*DATA:*
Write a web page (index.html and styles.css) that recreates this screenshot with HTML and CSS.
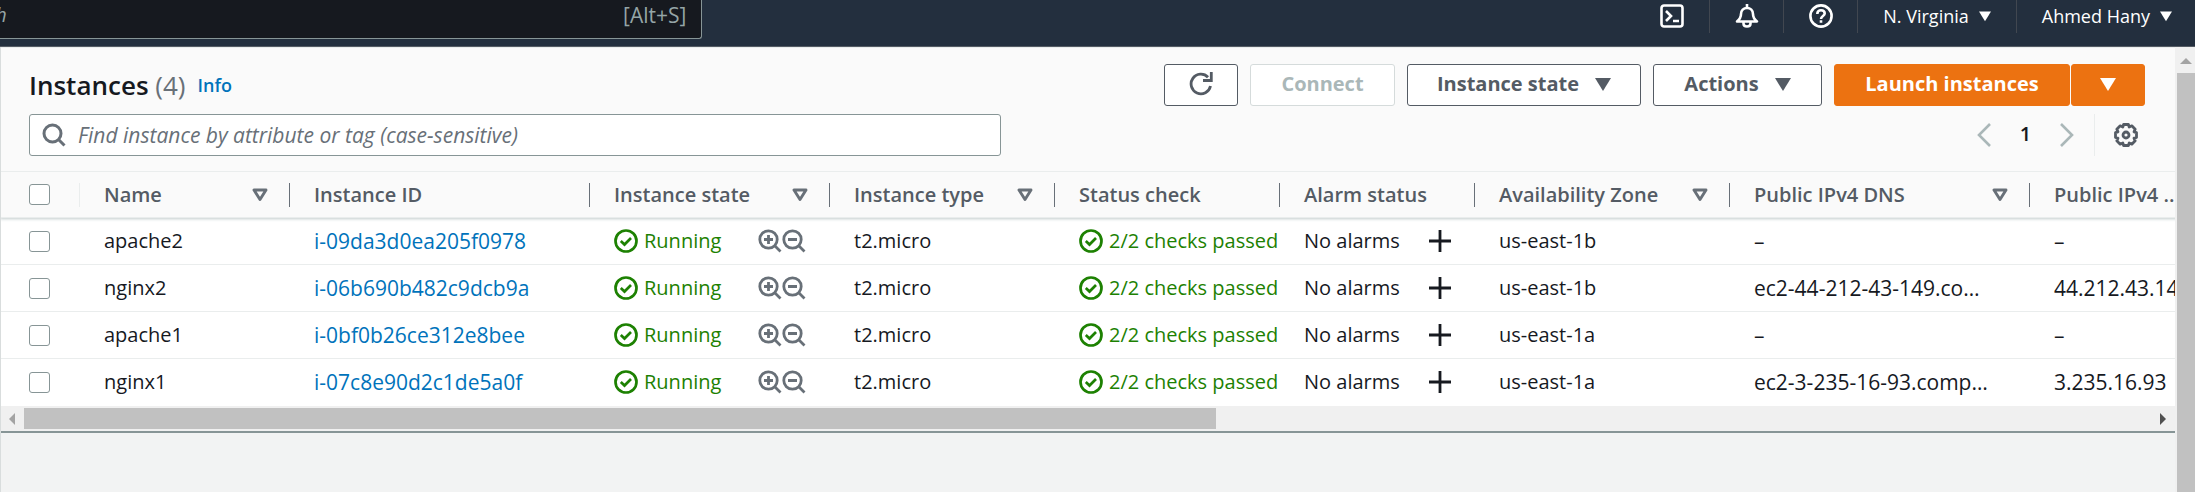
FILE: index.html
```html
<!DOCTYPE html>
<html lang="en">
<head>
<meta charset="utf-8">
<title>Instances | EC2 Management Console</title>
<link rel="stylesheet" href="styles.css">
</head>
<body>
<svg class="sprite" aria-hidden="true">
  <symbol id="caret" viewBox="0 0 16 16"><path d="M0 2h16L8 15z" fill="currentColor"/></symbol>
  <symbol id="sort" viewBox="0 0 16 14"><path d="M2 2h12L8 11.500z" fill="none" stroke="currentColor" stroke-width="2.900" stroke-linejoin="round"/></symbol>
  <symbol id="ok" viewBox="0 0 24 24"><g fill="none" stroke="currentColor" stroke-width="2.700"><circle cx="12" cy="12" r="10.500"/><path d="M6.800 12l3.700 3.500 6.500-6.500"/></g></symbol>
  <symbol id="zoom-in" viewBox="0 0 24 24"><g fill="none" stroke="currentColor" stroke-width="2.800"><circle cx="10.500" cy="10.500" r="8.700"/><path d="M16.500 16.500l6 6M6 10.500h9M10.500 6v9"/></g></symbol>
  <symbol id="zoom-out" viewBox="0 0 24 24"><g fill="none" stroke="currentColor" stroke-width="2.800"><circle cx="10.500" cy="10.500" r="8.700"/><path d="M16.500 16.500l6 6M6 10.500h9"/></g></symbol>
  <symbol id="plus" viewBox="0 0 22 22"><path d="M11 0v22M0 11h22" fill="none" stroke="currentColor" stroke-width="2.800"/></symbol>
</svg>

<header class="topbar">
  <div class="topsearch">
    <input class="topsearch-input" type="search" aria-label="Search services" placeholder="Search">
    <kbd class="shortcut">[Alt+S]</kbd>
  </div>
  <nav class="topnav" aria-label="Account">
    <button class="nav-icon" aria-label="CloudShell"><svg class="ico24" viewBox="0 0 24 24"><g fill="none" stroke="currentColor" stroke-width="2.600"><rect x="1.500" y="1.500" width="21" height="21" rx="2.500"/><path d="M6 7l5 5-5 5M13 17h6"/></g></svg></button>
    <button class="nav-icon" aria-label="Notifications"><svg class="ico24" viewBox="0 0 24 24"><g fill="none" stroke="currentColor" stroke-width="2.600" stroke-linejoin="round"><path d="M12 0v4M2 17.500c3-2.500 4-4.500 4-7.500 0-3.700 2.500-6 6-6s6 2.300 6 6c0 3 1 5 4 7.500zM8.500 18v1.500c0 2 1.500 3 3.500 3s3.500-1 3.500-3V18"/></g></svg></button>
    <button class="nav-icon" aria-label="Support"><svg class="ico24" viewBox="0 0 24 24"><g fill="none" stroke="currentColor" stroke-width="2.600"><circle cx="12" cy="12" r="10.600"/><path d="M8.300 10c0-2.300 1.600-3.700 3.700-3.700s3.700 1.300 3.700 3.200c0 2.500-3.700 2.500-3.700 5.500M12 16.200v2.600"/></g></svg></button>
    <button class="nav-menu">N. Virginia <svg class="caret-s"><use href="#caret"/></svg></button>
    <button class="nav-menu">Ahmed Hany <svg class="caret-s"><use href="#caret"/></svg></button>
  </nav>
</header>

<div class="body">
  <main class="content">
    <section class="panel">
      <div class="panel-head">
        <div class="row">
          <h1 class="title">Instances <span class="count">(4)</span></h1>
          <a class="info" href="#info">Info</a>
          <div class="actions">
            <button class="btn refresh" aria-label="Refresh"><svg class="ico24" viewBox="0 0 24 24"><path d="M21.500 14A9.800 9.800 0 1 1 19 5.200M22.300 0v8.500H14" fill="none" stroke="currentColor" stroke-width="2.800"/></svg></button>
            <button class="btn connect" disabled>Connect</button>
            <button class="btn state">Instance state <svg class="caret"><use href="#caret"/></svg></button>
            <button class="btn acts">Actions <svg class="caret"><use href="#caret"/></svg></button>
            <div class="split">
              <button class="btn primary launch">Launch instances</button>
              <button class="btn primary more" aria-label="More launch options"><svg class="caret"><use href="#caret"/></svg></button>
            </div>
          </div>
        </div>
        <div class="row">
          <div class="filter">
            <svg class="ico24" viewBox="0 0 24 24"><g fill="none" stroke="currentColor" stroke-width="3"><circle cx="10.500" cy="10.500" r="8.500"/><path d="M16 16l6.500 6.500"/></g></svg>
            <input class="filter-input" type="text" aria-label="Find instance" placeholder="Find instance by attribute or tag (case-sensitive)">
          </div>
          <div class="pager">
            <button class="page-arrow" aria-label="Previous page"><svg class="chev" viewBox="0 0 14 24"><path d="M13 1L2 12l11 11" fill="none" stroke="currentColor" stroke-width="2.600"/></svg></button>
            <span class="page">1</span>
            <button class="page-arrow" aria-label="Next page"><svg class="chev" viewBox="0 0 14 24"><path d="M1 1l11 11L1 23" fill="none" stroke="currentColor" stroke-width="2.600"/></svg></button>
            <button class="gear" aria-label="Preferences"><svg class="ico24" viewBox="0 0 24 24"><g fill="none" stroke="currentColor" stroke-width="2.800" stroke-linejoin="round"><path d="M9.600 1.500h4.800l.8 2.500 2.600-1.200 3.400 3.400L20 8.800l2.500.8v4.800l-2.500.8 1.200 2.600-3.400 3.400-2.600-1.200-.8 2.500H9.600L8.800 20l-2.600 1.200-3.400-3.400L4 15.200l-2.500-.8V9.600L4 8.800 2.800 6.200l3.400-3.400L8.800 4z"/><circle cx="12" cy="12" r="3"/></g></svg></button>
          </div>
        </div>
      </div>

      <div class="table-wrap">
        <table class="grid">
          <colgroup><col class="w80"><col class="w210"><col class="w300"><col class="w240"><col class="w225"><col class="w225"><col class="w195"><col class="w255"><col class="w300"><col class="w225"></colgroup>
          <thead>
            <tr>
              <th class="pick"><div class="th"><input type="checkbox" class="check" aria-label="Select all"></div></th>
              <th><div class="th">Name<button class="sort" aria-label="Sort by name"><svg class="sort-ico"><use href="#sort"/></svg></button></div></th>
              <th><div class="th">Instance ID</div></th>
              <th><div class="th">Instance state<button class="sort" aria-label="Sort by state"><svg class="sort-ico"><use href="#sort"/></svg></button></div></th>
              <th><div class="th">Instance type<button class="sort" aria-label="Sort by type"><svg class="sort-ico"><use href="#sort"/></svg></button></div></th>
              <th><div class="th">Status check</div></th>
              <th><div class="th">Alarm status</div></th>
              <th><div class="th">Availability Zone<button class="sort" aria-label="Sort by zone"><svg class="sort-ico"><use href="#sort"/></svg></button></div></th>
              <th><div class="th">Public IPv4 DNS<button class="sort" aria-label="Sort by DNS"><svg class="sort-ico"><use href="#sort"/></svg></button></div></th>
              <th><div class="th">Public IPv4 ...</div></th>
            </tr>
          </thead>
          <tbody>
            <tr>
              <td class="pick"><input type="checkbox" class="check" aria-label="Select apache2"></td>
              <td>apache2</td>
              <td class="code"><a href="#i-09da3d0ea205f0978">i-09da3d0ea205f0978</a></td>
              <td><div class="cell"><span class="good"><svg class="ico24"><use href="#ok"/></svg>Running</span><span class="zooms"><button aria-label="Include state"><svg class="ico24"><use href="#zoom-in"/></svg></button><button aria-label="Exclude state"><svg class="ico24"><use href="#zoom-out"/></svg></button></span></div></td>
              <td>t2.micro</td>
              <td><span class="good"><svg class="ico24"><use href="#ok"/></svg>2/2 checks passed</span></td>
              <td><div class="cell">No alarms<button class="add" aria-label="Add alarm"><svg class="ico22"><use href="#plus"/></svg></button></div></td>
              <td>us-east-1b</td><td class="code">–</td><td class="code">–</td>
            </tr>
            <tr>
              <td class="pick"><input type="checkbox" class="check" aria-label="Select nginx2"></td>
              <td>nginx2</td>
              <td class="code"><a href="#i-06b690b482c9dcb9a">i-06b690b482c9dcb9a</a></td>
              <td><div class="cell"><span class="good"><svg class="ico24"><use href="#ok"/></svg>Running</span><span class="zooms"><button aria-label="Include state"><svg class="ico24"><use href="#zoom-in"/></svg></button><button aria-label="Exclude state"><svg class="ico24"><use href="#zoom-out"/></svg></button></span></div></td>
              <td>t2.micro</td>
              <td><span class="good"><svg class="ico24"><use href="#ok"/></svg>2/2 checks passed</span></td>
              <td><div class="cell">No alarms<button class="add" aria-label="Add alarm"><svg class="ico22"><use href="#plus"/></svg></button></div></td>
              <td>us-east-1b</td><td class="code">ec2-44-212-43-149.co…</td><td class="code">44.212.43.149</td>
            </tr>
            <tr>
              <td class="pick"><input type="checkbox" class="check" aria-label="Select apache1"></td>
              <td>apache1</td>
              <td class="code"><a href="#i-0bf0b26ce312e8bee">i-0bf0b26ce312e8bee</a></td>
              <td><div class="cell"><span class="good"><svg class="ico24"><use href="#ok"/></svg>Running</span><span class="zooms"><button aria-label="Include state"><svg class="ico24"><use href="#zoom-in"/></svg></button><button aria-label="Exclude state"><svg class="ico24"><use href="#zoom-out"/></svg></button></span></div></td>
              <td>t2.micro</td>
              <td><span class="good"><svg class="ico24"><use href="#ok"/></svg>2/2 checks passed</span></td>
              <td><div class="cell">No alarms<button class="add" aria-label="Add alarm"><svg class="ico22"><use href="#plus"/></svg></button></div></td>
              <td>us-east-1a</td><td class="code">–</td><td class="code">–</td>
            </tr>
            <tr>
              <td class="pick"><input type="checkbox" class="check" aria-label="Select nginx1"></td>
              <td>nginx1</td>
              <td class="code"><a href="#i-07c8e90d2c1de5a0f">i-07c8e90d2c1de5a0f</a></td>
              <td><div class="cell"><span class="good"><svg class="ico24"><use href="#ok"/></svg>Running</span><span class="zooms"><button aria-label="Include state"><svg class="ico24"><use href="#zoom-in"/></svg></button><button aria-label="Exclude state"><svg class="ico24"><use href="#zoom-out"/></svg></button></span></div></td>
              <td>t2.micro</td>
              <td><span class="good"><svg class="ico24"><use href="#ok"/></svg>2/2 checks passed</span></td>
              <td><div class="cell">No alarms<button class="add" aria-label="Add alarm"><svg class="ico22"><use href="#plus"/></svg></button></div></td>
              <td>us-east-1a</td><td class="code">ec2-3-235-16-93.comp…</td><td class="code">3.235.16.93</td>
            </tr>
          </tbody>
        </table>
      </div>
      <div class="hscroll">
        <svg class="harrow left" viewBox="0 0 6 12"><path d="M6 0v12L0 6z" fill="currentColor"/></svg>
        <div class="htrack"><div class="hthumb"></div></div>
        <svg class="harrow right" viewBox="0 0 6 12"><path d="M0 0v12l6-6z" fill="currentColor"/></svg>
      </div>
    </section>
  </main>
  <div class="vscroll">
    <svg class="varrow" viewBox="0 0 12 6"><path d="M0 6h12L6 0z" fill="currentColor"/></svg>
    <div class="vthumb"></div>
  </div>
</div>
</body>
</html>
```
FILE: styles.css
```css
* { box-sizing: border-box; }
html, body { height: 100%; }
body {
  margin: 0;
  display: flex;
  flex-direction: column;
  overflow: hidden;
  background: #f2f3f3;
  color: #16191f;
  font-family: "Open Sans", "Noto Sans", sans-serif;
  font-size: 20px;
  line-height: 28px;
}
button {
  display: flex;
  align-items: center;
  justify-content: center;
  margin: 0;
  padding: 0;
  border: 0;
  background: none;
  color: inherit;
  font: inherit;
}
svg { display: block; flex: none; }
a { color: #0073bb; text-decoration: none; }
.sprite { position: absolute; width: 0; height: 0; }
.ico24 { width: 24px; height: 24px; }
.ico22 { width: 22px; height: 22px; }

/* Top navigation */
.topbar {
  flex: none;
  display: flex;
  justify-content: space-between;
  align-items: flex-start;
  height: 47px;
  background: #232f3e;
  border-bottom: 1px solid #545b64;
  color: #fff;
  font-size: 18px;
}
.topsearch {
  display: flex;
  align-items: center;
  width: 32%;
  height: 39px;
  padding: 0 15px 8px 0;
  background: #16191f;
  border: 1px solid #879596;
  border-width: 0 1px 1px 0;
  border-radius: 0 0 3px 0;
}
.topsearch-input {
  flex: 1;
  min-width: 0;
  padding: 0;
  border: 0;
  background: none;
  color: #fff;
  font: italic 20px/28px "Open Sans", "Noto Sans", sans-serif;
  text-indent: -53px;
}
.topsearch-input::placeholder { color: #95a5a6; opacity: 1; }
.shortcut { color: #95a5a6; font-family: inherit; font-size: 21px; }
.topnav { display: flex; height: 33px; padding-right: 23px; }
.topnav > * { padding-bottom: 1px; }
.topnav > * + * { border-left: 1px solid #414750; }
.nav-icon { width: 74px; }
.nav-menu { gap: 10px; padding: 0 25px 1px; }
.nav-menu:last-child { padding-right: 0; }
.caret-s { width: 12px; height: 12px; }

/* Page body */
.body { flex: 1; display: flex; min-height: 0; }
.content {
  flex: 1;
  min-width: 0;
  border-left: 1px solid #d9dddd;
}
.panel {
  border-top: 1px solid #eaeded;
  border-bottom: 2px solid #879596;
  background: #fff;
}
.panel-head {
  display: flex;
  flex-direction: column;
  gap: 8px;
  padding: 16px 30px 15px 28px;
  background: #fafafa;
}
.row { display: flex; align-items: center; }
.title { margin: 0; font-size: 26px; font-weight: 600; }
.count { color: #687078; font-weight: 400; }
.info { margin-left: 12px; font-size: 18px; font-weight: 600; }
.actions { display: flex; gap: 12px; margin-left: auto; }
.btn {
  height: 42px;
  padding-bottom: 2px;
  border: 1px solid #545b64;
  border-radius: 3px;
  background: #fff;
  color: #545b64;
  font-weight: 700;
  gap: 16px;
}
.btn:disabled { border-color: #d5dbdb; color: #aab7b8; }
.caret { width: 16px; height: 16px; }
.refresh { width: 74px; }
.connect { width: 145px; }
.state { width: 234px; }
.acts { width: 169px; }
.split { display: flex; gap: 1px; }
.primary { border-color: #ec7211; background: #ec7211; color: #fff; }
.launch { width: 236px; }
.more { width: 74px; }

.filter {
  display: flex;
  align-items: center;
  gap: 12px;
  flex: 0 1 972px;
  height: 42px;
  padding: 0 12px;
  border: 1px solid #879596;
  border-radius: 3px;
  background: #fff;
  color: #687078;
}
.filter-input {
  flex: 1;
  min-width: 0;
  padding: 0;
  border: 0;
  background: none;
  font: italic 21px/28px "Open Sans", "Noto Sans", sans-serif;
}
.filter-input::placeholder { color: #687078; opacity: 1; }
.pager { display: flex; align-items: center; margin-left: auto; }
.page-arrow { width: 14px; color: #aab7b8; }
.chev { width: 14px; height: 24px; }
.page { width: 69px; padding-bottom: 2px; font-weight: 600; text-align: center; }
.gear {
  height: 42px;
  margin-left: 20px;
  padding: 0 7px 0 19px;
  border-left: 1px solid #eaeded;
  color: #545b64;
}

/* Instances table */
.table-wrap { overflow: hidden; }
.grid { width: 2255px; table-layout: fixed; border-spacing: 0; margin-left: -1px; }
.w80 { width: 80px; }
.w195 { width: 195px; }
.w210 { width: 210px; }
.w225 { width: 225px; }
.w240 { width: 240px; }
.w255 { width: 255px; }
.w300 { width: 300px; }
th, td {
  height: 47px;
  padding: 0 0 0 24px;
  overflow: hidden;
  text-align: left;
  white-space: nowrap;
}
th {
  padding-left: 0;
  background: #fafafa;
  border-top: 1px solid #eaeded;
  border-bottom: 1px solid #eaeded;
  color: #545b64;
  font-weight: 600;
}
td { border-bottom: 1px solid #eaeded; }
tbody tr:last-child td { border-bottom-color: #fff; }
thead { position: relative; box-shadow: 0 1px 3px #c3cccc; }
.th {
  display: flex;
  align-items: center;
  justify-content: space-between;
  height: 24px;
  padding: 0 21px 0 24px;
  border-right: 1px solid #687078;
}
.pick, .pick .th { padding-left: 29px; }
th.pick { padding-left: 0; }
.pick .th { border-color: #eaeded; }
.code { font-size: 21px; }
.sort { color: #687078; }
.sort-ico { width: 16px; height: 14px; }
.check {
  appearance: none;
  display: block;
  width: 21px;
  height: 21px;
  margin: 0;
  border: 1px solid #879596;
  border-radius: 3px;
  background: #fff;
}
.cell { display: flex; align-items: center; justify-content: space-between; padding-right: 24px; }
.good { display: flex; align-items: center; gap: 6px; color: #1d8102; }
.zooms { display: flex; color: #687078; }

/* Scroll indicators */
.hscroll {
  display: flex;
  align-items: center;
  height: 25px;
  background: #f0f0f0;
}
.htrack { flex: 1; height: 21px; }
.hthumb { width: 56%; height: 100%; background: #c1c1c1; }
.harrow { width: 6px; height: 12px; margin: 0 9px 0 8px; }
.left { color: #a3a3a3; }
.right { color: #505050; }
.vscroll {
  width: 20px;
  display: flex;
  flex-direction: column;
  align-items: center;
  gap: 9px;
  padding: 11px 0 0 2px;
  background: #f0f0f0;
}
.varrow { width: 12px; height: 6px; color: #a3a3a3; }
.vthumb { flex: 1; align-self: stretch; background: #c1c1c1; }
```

*TASK GOAL:* Scan the listing above and copy all lines containing the word "styles".

*RESPONSE:*
Write a web page (index.html and styles.css) that recreates this screenshot with HTML and CSS.
<link rel="stylesheet" href="styles.css">
FILE: styles.css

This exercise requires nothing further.